Tuesday, June 24, 2008

U.S. to turn over control of Al-Anbar to Iraqis

The US military is to hand over security control of the former Sunni insurgent bastion of Anbar province to Iraqi forces in the next 10 days, a US military spokesman announced yesterday.

"The handover of Anbar is expected to take place in the next 10 days," Lieutenant David Russell told reporters, declining to provide an exact date.

Anbar would be the tenth of Iraq's 18 provinces to be handed back to Iraqi forces by the US-led coalition amid a push to transfer security control of the entire country back to Baghdad.

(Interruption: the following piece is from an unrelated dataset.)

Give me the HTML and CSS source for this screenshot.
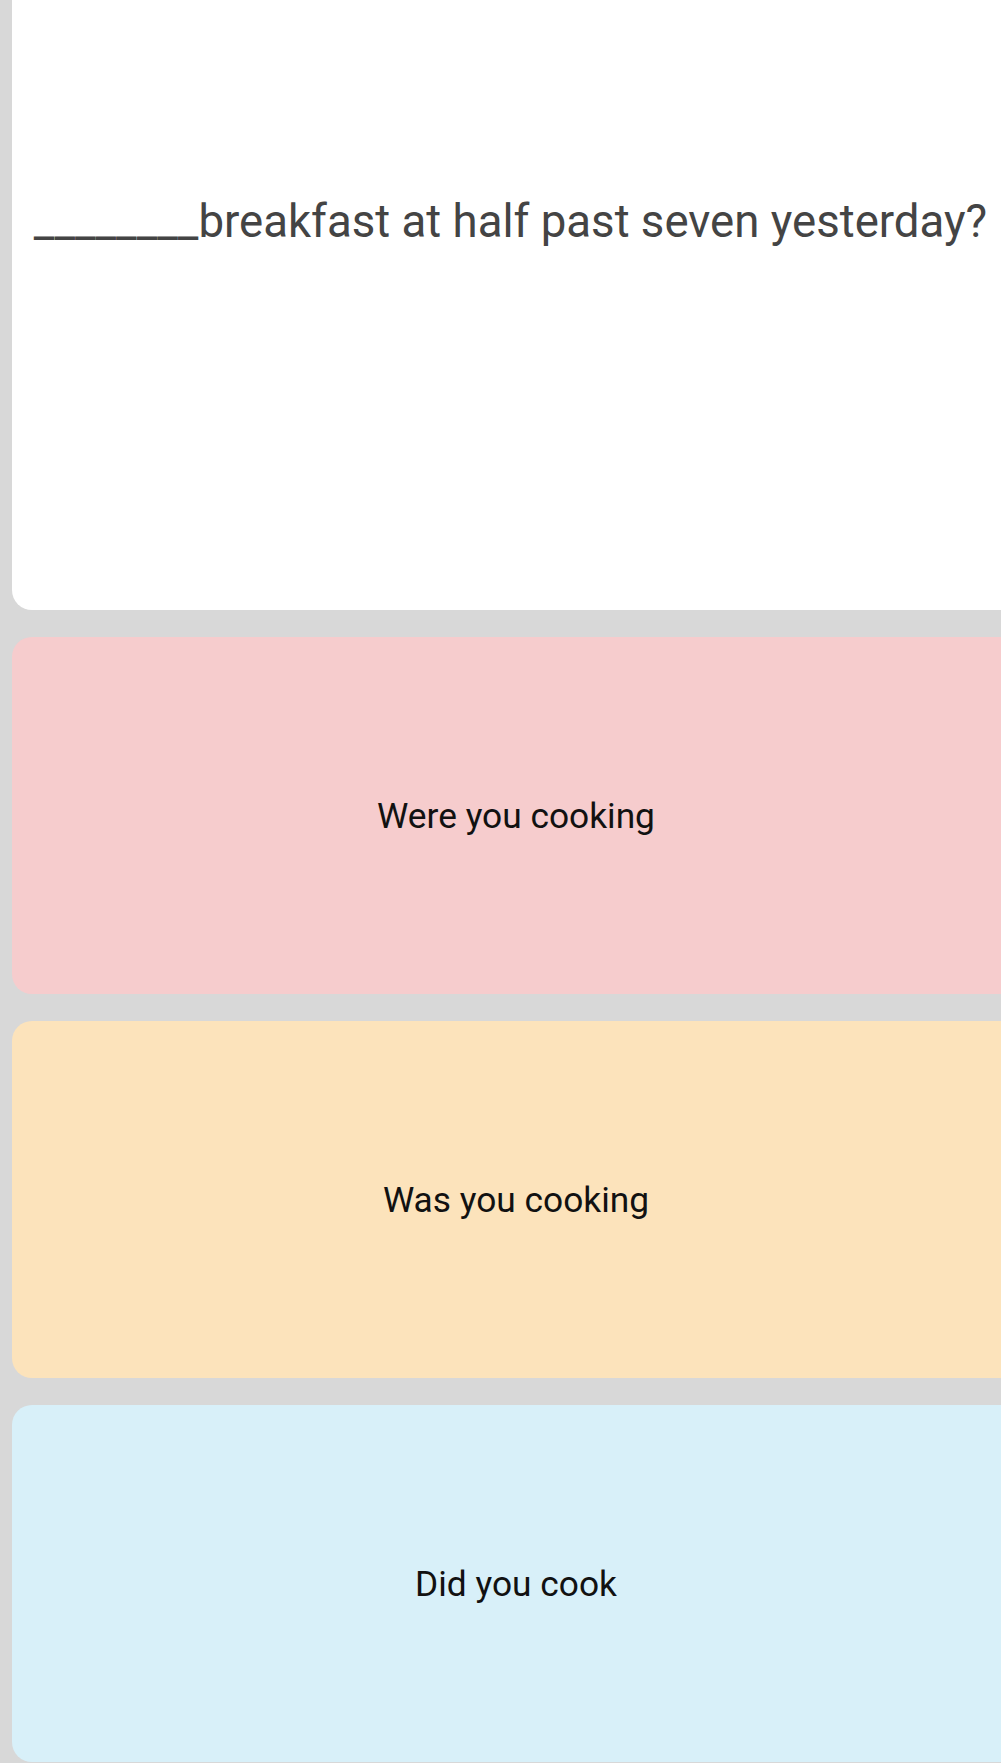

Anbar province in western Iraq, the country's largest, was the epicentre of a brutal Sunni Arab-led fight against the US military after the fall of Saddam Hussein's regime in 2003.

In the early years of the insurgency, US forces fought raging battles in the province, especially in the capital Ramadi and the nearby city of Fallujah.

Fallujah became the symbol of the ultra-violent insurgency before it was virtually razed to the ground in November 2004 by a US military assault launched to seize control of the city.

This province was being touted as a write off on only two years ago. Marine CAPT Travis Patriquin and Sheik Sattar, both since killed in Anbar, are largely responsible for setting in motion what became the Anbar Awakening. May they rest in peace.

1 comment:

Brian H said...

Somebody threw sand in the gears!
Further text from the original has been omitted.